Why Publish an API and then change it with no warning?

First published: 17th January 2018

This is a rant against LinkedIn. I've made a technical post about this on StackOverflow, but this is where I vent my frustration.

Why, oh why are you messing me about, LinkedIn? Have I done something to offend you? Do you hate me?

If you are reading this on LinkedIn, then I've done something to fix or work around the problem, but still, LinkedIn, you could have warned me first.

So what's going on? Like other social networks, LinkedIn provides an API (Application Programmer Interface) which developers can use to access the social network, getting and posting information. It's how third parties add interesting features and games to your favourite social network. My objective is to make my life easier: when I publish a new story (like this one) on my website, I want it to be posted automatically to my social media accounts. I made an app that did that for LinkedIn and Twitter (I've still got work to do for Facebook, but that's another story), and it worked. Yippee!

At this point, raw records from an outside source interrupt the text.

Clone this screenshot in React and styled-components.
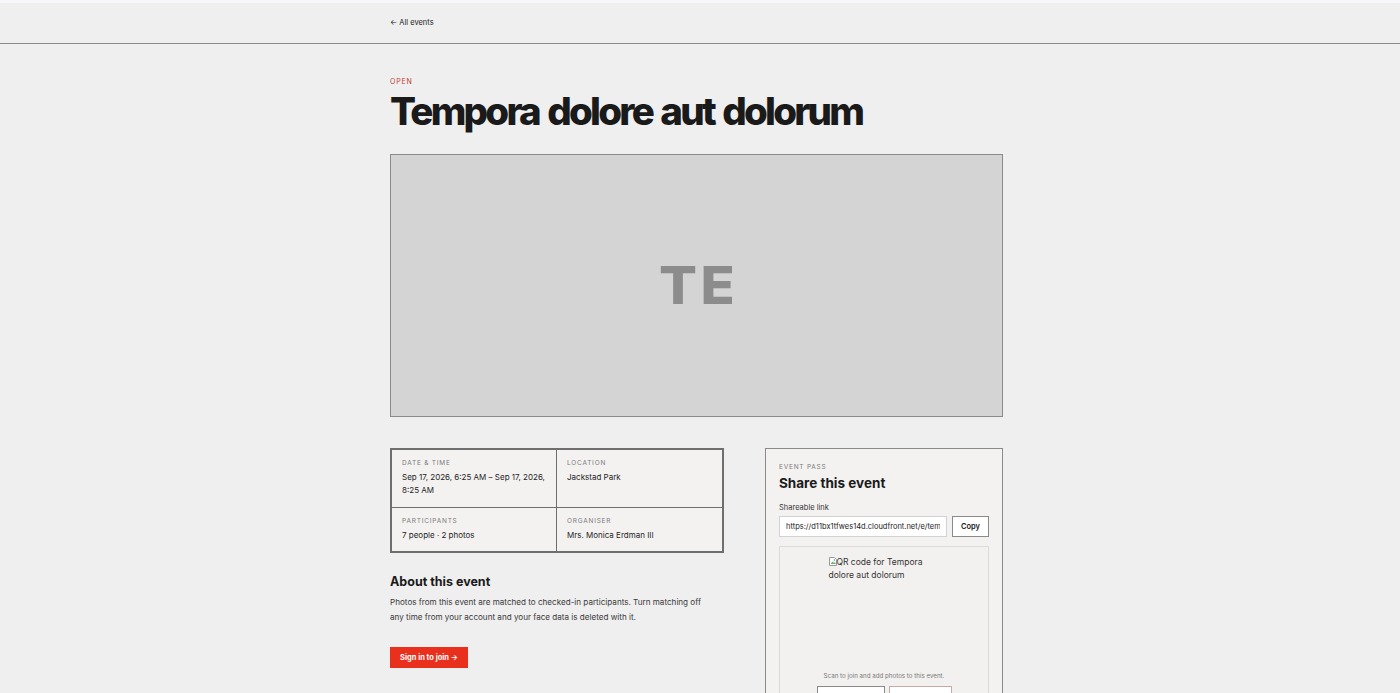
import React from 'react';
import styled, { createGlobalStyle } from 'styled-components';

const GlobalStyle = createGlobalStyle`
  * {
    box-sizing: border-box;
  }

  body {
    margin: 0;
    background: #efefef;
    color: #1c1c1c;
    font-family: Inter, "Noto Sans", sans-serif;
  }
`;

const Page = styled.div`
  border-top: 3px solid #f7f6fb;
`;

const TopBar = styled.header`
  height: 41px;
  border-bottom: 1px solid #8a8a8a;
  display: flex;
  align-items: center;
`;

const Container = styled.div`
  width: 620px;
  padding-right: 7px;
  margin: 0 auto;
`;

const BackLink = styled.a`
  display: block;
  font-size: 7.5px;
  line-height: 10px;
  color: #222;
  text-decoration: none;
`;

const Main = styled(Container)`
  padding-top: 33px;
`;

const Status = styled.div`
  font-size: 7px;
  letter-spacing: 0.12em;
  text-transform: uppercase;
  color: #c0392b;
`;

const Title = styled.h1`
  margin: 2px 0 0;
  font-size: 38.5px;
  line-height: 46px;
  font-weight: 800;
  letter-spacing: -0.072em;
  word-spacing: 0.07em;
  color: #1a1a1a;
`;

const Cover = styled.div`
  margin-top: 20px;
  height: 263px;
  background: #d4d4d4;
  border: 1px solid #8a8a8a;
  display: flex;
  align-items: center;
  justify-content: center;
`;

const Initials = styled.span`
  font-size: 52px;
  font-weight: 800;
  letter-spacing: 0.06em;
  color: #8c8c8c;
  margin-left: 4px;
  transform: scaleX(1.08);
`;

const Columns = styled.div`
  margin-top: 31px;
  display: grid;
  grid-template-columns: 334px 1fr 238px;
  align-items: start;
`;

const Details = styled.div`
  display: grid;
  grid-template-columns: 1fr 1fr;
  border: 2px solid #6e6e6e;
  background: #f4f2f1;
`;

const Cell = styled.div`
  padding: 9px 10px 8px;
  min-height: ${p => (p.$tall ? '58px' : '43px')};
  border-right: ${p => (p.$left ? '1px solid #6e6e6e' : 'none')};
  border-bottom: ${p => (p.$top ? '1px solid #6e6e6e' : 'none')};
`;

const Label = styled.div`
  font-size: 6.5px;
  letter-spacing: 0.12em;
  text-transform: uppercase;
  color: #7a7a7a;
`;

const Value = styled.div`
  margin-top: 4px;
  font-size: 8px;
  line-height: 13px;
  color: #1e1e1e;
`;

const AboutTitle = styled.h2`
  margin: 21px 0 0;
  font-size: 12.5px;
  font-weight: 700;
  color: #1a1a1a;
`;

const Paragraph = styled.p`
  margin: 6px 0 0;
  max-width: 318px;
  font-size: 8.1px;
  line-height: 15px;
  color: #3a3a3a;
`;

const JoinButton = styled.button`
  margin-top: 22px;
  height: 21px;
  padding: 0 10px;
  border: none;
  background: #e8301c;
  color: #fff;
  font-family: inherit;
  font-size: 7.5px;
  font-weight: 700;
`;

const ShareCard = styled.aside`
  grid-column: 3;
  border: 1px solid #8a8a8a;
  background: #f4f2f1;
  padding: 14px 13px 0 13px;
`;

const ShareTitle = styled.h3`
  margin: 4px 0 0;
  font-size: 13.5px;
  font-weight: 700;
  color: #1a1a1a;
`;

const FieldLabel = styled.div`
  margin-top: 12px;
  font-size: 7.5px;
  color: #333;
`;

const LinkRow = styled.div`
  margin-top: 4px;
  display: flex;
  gap: 5px;
`;

const LinkInput = styled.input`
  flex: 1;
  min-width: 0;
  height: 21px;
  padding: 0 6px;
  border: 1px solid #d2d2d2;
  background: #fff;
  font-family: inherit;
  font-size: 7.5px;
  color: #222;
`;

const CopyButton = styled.button`
  width: 37px;
  height: 21px;
  border: 1px solid #8a8a8a;
  background: #fff;
  font-family: inherit;
  font-size: 7.5px;
  font-weight: 600;
  color: #1a1a1a;
`;

const QrPanel = styled.div`
  margin-top: 9px;
  border: 1px solid #dedad8;
  background: #f3f1f0;
  padding: 9px 0 0;
  display: flex;
  flex-direction: column;
  align-items: center;
`;

const QrImage = styled.div`
  width: 111px;
  height: 108px;
  font-size: 8.5px;
  line-height: 13px;
  color: #333;
`;

const BrokenIcon = styled.svg`
  vertical-align: -1px;
`;

const ScanNote = styled.div`
  margin-top: 8px;
  font-size: 6.2px;
  color: #777;
`;

const QrActions = styled.div`
  margin-top: 7px;
  display: flex;
  gap: 4px;
`;

const QrAction = styled.button`
  width: ${p => p.$w}px;
  height: 20px;
  border: 1px solid ${p => p.$border};
  background: #fff;
`;

function App() {
  return (
    <Page>
      <GlobalStyle />
      <TopBar>
        <Container>
          <BackLink href="#">← All events</BackLink>
        </Container>
      </TopBar>

      <Main>
        <Status>Open</Status>
        <Title>Tempora dolore aut dolorum</Title>

        <Cover>
          <Initials>TE</Initials>
        </Cover>

        <Columns>
          <div>
            <Details>
              <Cell $left $top $tall>
                <Label>Date &amp; time</Label>
                <Value>Sep 17, 2026, 6:25 AM – Sep 17, 2026, 8:25 AM</Value>
              </Cell>
              <Cell $top $tall>
                <Label>Location</Label>
                <Value>Jackstad Park</Value>
              </Cell>
              <Cell $left>
                <Label>Participants</Label>
                <Value>7 people · 2 photos</Value>
              </Cell>
              <Cell>
                <Label>Organiser</Label>
                <Value>Mrs. Monica Erdman III</Value>
              </Cell>
            </Details>

            <AboutTitle>About this event</AboutTitle>
            <Paragraph>
              Photos from this event are matched to checked-in participants. Turn matching off
              any time from your account and your face data is deleted with it.
            </Paragraph>
            <JoinButton>Sign in to join →</JoinButton>
          </div>

          <ShareCard>
            <Label>Event pass</Label>
            <ShareTitle>Share this event</ShareTitle>
            <FieldLabel>Shareable link</FieldLabel>
            <LinkRow>
              <LinkInput readOnly value="https://d11bx1tfwes14d.cloudfront.net/e/tempora-dolore-aut-dolorum" />
              <CopyButton>Copy</CopyButton>
            </LinkRow>

            <QrPanel>
              <QrImage>
                <BrokenIcon width="8" height="9" viewBox="0 0 8 9">
                  <path d="M0.5 0.5h5l2 2v6h-7z" fill="#fff" stroke="#9a9a9a" />
                  <path d="M1.5 7l2-2.5 1.5 1.5 1-1 1 2z" fill="#6bb36b" />
                  <circle cx="5.5" cy="3" r="0.8" fill="#4c8fd8" />
                </BrokenIcon>
                QR code for Tempora dolore aut dolorum
              </QrImage>
              <ScanNote>Scan to join and add photos to this event.</ScanNote>
              <QrActions>
                <QrAction $w={68} $border="#8a8a8a" />
                <QrAction $w={63} $border="#c9a9a4" />
              </QrActions>
            </QrPanel>
          </ShareCard>
        </Columns>
      </Main>
    </Page>
  );
}

export default App;
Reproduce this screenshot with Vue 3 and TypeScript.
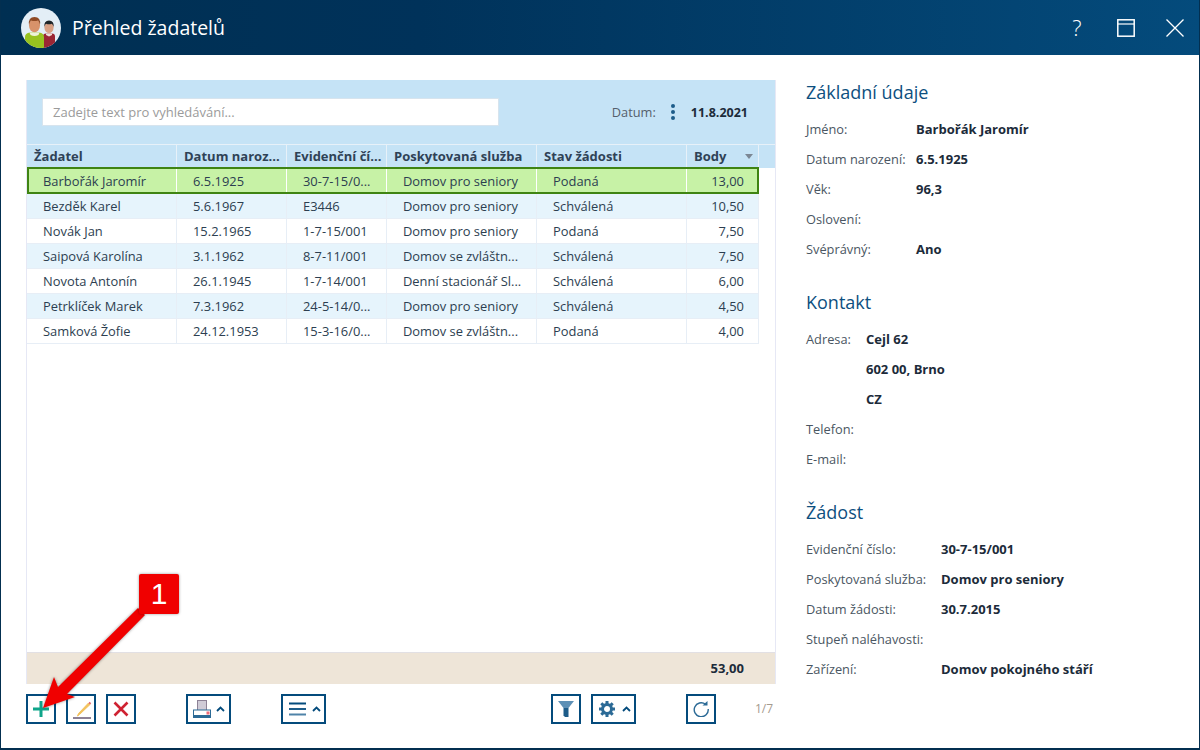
<script setup lang="ts">
interface Row { name: string; born: string; ev: string; service: string; state: string; pts: string }
const rows: Row[] = [
  { name: 'Barbořák Jaromír', born: '6.5.1925', ev: '30-7-15/0...', service: 'Domov pro seniory', state: 'Podaná', pts: '13,00' },
  { name: 'Bezděk Karel', born: '5.6.1967', ev: 'E3446', service: 'Domov pro seniory', state: 'Schválená', pts: '10,50' },
  { name: 'Novák Jan', born: '15.2.1965', ev: '1-7-15/001', service: 'Domov pro seniory', state: 'Podaná', pts: '7,50' },
  { name: 'Saipová Karolína', born: '3.1.1962', ev: '8-7-11/001', service: 'Domov se zvláštn...', state: 'Schválená', pts: '7,50' },
  { name: 'Novota Antonín', born: '26.1.1945', ev: '1-7-14/001', service: 'Denní stacionář Sl...', state: 'Schválená', pts: '6,00' },
  { name: 'Petrklíček Marek', born: '7.3.1962', ev: '24-5-14/0...', service: 'Domov pro seniory', state: 'Schválená', pts: '4,50' },
  { name: 'Samková Žofie', born: '24.12.1953', ev: '15-3-16/0...', service: 'Domov se zvláštn...', state: 'Podaná', pts: '4,00' },
]
const sections = [
  { title: 'Základní údaje', cls: 'w110', items: [['Jméno:', 'Barbořák Jaromír'], ['Datum narození:', '6.5.1925'], ['Věk:', '96,3'], ['Oslovení:', ''], ['Svéprávný:', 'Ano']] },
  { title: 'Kontakt', cls: 'w60', items: [['Adresa:', 'Cejl 62'], ['', '602 00, Brno'], ['', 'CZ'], ['Telefon:', ''], ['E-mail:', '']] },
  { title: 'Žádost', cls: 'w135', items: [['Evidenční číslo:', '30-7-15/001'], ['Poskytovaná služba:', 'Domov pro seniory'], ['Datum žádosti:', '30.7.2015'], ['Stupeň naléhavosti:', ''], ['Zařízení:', 'Domov pokojného stáří']] },
]
</script>

<template>
  <div class="win">
    <header class="bar">
      <svg class="avatar" width="40" height="40" viewBox="0 0 40 40">
        <defs><clipPath id="c"><circle cx="20" cy="20" r="20" /></clipPath></defs>
        <g clip-path="url(#c)">
          <rect width="40" height="40" fill="#e3eef6" />
          <path d="M22 40V28q0-2.500 3-2.500h6q3 0 3 3V40z" fill="#9a2634" />
          <path d="M25 25.500h6v1.500l-3 1.500-3-1.500z" fill="#efe0d6" />
          <ellipse cx="28" cy="19.500" rx="4.600" ry="5.600" fill="#d8a084" />
          <path d="M23.300 19q-.5-6.500 4.700-6.500t4.700 6.500q-1-3-2-3.200-2.700 1-5.600 0-1 .5-1.800 3.200z" fill="#1e2428" />
          <path d="M4 40V29q0-4 5-4.500h9q5 .5 5 4.500v11z" fill="#98c21f" />
          <path d="M8.500 24.500h10l-1 2.500q-4 2-8 0z" fill="#eef2d8" />
          <ellipse cx="13.500" cy="17.500" rx="5.500" ry="6.800" fill="#d8926a" />
          <path d="M8 17q-1-8 5.500-8t5.500 8q-.8-3.500-2-4.500-3.500 1-7 0-1.200 1-2 4.500z" fill="#8f4a24" />
        </g>
      </svg>
      <span class="title">Přehled žadatelů</span>
      <span class="help">?</span>
      <svg class="ctl" width="18" height="18" viewBox="0 0 18 18" fill="none" stroke="#fff">
        <rect x=".8" y=".8" width="16.400" height="16.400" stroke-width="1.500" />
        <path d="M.8 5h16.400" stroke-width="1.200" />
      </svg>
      <svg class="ctl close" width="18" height="18" viewBox="0 0 18 18" fill="none" stroke="#fff" stroke-width="1.300">
        <path d="M.5.500l17 17M17.500.500l-17 17" />
      </svg>
    </header>

    <main class="body">
      <section class="left">
        <div class="panel">
          <div class="search">
            <div class="input">Zadejte text pro vyhledávání...</div>
            <span class="dlabel">Datum:</span>
            <span class="dots"><i></i><i></i><i></i></span>
            <b class="dval">11.8.2021</b>
          </div>
          <div class="grid head">
            <div class="th">Žadatel</div>
            <div class="th">Datum naroz...</div>
            <div class="th">Evidenční čí...</div>
            <div class="th">Poskytovaná služba</div>
            <div class="th">Stav žádosti</div>
            <div class="th">Body<span class="sort"></span></div>
            <div class="th blank"></div>
          </div>
          <div class="rows">
            <div v-for="(r, i) in rows" :key="r.name" class="grid row" :class="{ sel: i === 0, alt: i % 2 === 1 }">
              <div class="td">{{ r.name }}</div>
              <div class="td">{{ r.born }}</div>
              <div class="td">{{ r.ev }}</div>
              <div class="td">{{ r.service }}</div>
              <div class="td">{{ r.state }}</div>
              <div class="td num">{{ r.pts }}</div>
            </div>
          </div>
          <div class="sum"><b>53,00</b></div>
        </div>

        <div class="tools">
          <button class="btn">
            <svg width="16" height="16" viewBox="0 0 16 16"><path d="M8 0v16M0 8h16" stroke="#0fa58a" stroke-width="3" /></svg>
          </button>
          <button class="btn g10">
            <svg class="pen" width="20" height="20" viewBox="0 0 20 20">
              <path d="M6.500 15.500L4.500 17l1-2.500L15.500 4l1.500 1.500z" fill="#f3c25d" stroke="#f3c25d" />
              <path d="M15.500 4l1.200-1.200 1.500 1.500L17 5.500z" fill="#e2616a" />
              <path d="M0 19h18" stroke="#8d8296" stroke-width="2" />
            </svg>
          </button>
          <button class="btn g10">
            <svg width="16" height="16" viewBox="0 0 16 16"><path d="M1.500 1.500l13 13M14.500 1.500l-13 13" stroke="#cf2232" stroke-width="2.600" /></svg>
          </button>
          <button class="btn wide g50 print">
            <svg width="18" height="18" viewBox="0 0 18 18">
              <rect x="4.500" y=".5" width="9" height="10" fill="#cfcbd6" stroke="#8d8296" />
              <rect x=".5" y="10" width="17" height="7.500" fill="#fff" stroke="#2b6a96" />
              <rect x="0" y="15" width="18" height="3" fill="#2b6a96" />
              <rect x="13.500" y="11.500" width="3" height="3" fill="#ee6a78" />
            </svg>
            <svg class="caret" width="9" height="6" viewBox="0 0 9 6"><path d="M1 5l3.500-3.500L8 5" fill="none" stroke="#044b7c" stroke-width="1.800" /></svg>
          </button>
          <button class="btn wide g50 menu">
            <svg width="17" height="14" viewBox="0 0 17 14"><path d="M0 1.500h17" stroke="#044b7c" stroke-width="2" /><path d="M0 7h17" stroke="#1d5c89" stroke-width="2" /><path d="M0 12.500h17" stroke="#4f83a8" stroke-width="2" /></svg>
            <svg class="caret" width="9" height="6" viewBox="0 0 9 6"><path d="M1 5l3.500-3.500L8 5" fill="none" stroke="#044b7c" stroke-width="1.800" /></svg>
          </button>
          <span class="spring"></span>
          <button class="btn">
            <svg width="16" height="16" viewBox="0 0 16 16"><path d="M0 0h16l-5.500 7H5.500z" fill="#5d90b6" /><path d="M5.500 7h5v9H7l-1.500-1.500z" fill="#1d5c89" /></svg>
          </button>
          <button class="btn wide g10 gear">
            <svg width="16" height="16" viewBox="0 0 16 16">
              <circle cx="8" cy="8" r="4.500" fill="none" stroke="#2b6a96" stroke-width="3" />
              <path d="M8 0v3M8 13v3M0 8h3M13 8h3M2.300 2.300l2.100 2.100M11.600 11.600l2.100 2.100M13.700 2.300l-2.100 2.100M4.400 11.600l-2.100 2.100" stroke="#2b6a96" stroke-width="3" />
            </svg>
            <svg class="caret" width="9" height="6" viewBox="0 0 9 6"><path d="M1 5l3.500-3.500L8 5" fill="none" stroke="#044b7c" stroke-width="1.800" /></svg>
          </button>
          <button class="btn g50">
            <svg width="16" height="16" viewBox="0 0 16 16" fill="none"><path d="M12.500 3.200A7 7 0 1 0 15.200 8" stroke="#2b6a96" stroke-width="1.400" /><path d="M9.500 4.500h5V0z" fill="#2b6a96" /></svg>
          </button>
          <span class="pager">1/7</span>
        </div>
      </section>

      <aside class="right">
        <section v-for="s in sections" :key="s.title" class="sec">
          <h2>{{ s.title }}</h2>
          <div v-for="(it, i) in s.items" :key="i" class="kv">
            <span :class="s.cls">{{ it[0] }}</span><b>{{ it[1] }}</b>
          </div>
        </section>
      </aside>
    </main>

    <div class="callout">1</div>
    <svg class="arrow" width="150" height="130" viewBox="0 0 150 130">
      <path d="M21 118L32 87 36 97 116 18 123 25 45 104 53 107z" fill="#f00000" />
    </svg>
  </div>
</template>

<style>
html, body { margin: 0; }
</style>

<style scoped>
.win { position: relative; width: 1200px; height: 750px; box-sizing: border-box; background: #fff; font-family: "Open Sans", sans-serif; font-size: 13px; color: #2c3e50; border: solid #032f50; border-width: 0 1px 2px 1px; overflow: hidden; display: flex; flex-direction: column; }
.bar { height: 55px; margin: 0 -1px; flex: none; display: flex; align-items: center; padding-left: 21px; background: linear-gradient(90deg, #002f52 0%, #00325a 35%, #044b7c 100%); color: #fff; }
.avatar { flex: none; }
.title { margin-left: 11px; font-size: 19.500px; flex: 1; }
.help { font-size: 22px; font-weight: 300; width: 20px; text-align: center; margin-right: 30px; margin-top: -2px; }
.ctl { flex: none; }
.close { margin: 0 16px 0 31px; }
.body { flex: 1; display: flex; min-height: 0; padding: 25px 0 0 25px; }
.left { width: 750px; flex: none; display: flex; flex-direction: column; }
.panel { height: 604px; flex: none; display: flex; flex-direction: column; border: solid #e6e8f5; border-width: 0 1px 0 1px; box-sizing: border-box; }
.search { height: 64px; flex: none; background: #c5e3f6; display: flex; align-items: center; padding: 0 27px 0 15px; }
.input { background: #fff; border: 1px solid #d7e4ee; padding-left: 10px; color: #9b9b9b; width: 445px; height: 26px; line-height: 26px; }
.dlabel { margin-left: auto; color: #555f6c; font-size: 12.800px; }
.dots { display: flex; flex-direction: column; gap: 2px; margin: 0 16px 0 15px; }
.dots i { width: 4px; height: 4px; border-radius: 50%; background: #1d5c89; }
.dval { font-weight: 700; color: #1c2b3a; font-size: 12.500px; }
.grid { display: grid; grid-template-columns: 150px 110px 100px 150px 150px 72px; }
.head { height: 24px; grid-template-columns: 150px 110px 100px 150px 150px 72px 1fr; background: #c5e3f6; }
.th { border-top: 1px solid #e7f1f9; border-right: 1px solid #e7f1f9; padding: 0 7px; font-weight: 700; color: #2f4256; line-height: 23px; position: relative; white-space: nowrap; }
.th.blank { border-right: 0; }
.sort { position: absolute; right: 5px; top: 9px; border: 4px solid transparent; border-top: 5px solid #7b8794; border-bottom: 0; }
.rows { flex: 1; min-height: 0; }
.row { height: 25px; width: 732px; box-sizing: border-box; }
.td { padding-left: 16px; line-height: 24px; border-right: 1px solid #e7eef6; border-bottom: 1px solid #e7eef6; white-space: nowrap; overflow: hidden; font-size: 12.900px; }
.td:last-child { padding: 0 14px 0 0; text-align: right; }
.alt { background: #e6f4fc; }
.sel { background: #c7f2a6; height: 27px; margin-top: -1px; position: relative; outline: 2px solid #3f8412; outline-offset: -2px; }
.sel .td { border-right-color: #fff; border-bottom-color: transparent; line-height: 29px; }
.sum { height: 32px; flex: none; background: #eee5d8; border-top: 1px solid #e2e0e4; box-sizing: border-box; text-align: right; padding-right: 31px; line-height: 31px; color: #1c2b3a; }
.tools { display: flex; margin-top: 10px; }
.btn { width: 30px; height: 30px; padding: 0; box-sizing: border-box; background: #fff; border: 2px solid #044b7c; display: flex; align-items: center; justify-content: center; flex: none; }
.wide { width: 45px; justify-content: flex-start; }
.print { padding-left: 5px; gap: 5px; }
.menu { padding-left: 6px; gap: 6px; }
.gear { padding-left: 6px; gap: 7px; }
.g10 { margin-left: 10px; }
.g50 { margin-left: 50px; }
.pen { margin-left: 4px; margin-top: -1px; }
.caret { flex: none; }
.spring { flex: 1; }
.pager { width: 60px; text-align: right; padding-right: 3px; box-sizing: border-box; line-height: 30px; color: #a59a8e; font-size: 12px; }
.right { flex: 1; padding-left: 30px; }
.sec { height: 210px; }
h2 { margin: 0; font-size: 18px; font-weight: 400; color: #0d4f80; height: 24px; line-height: 24px; padding-bottom: 10px; }
.kv { height: 30px; line-height: 30px; display: flex; color: #4a5662; font-size: 12.800px; white-space: nowrap; }
.kv b { color: #1c2b3a; font-weight: 700; font-size: 13px; }
.w110 { width: 110px; }
.w60 { width: 60px; }
.w135 { width: 135px; }
.callout { position: absolute; left: 138px; top: 574px; width: 40px; height: 40px; background: #f00000; border-radius: 2px; color: #fff; font-family: "Liberation Sans", sans-serif; font-size: 30px; line-height: 40px; text-align: center; box-shadow: 0 0 3px rgba(0,0,0,.4); z-index: 1; }
.arrow { position: absolute; left: 21px; top: 590px; filter: drop-shadow(0 0 1.500px rgba(0,0,0,.45)); }
</style>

Today, my app stopped working on LinkedIn. Actually, it did worse than that, it started repeat-posting. Before my app posts stories, it asked LinkedIn for the timestamp of the current story posted on my account, and then uses that to decide which new stories to post. Today, instead of reporting the timestamp, LinkedIn gives an error. My app didn't handle the error well, and posted some recent stories. I've improved the app to not post anything if it gets an error instead of the timestamp. I don't get more repeated posts, but I've also stopped posting to LinkedIn.

Why Publish a Specification if you don't Update it?

An API is a specification: 'your app can use our social network site if you follow these instructions and rules'. LinkedIn has published documentation for their API, the part I was using is described in Basic Profile Fields, under current-share. At the time of writing, the field is still described on that page, but it does not work when actually used.

LinkedIn, if you change the functionality, you should update the documentation. Preferably in advance, with a date for the change.

Hold on, LinkedIn has a Developer Blog, where I can, to quote, "Stay up-to-date on information of interest to the LinkedIn development community." Let's see, the most recent article on the blog is dated 12 September 2015, 08:00, and it's about 'LinkedIn iOS SDK: iOS 9 compatibility'. Well, isn't that useful!

LinkedIn, I would cordially like to invite you to go stick your head in a pig.

Updated: 24th January 2018

The API started working again some time before 16:25 Hong Kong time (GMT+8) today. Hopefully, it will keep working.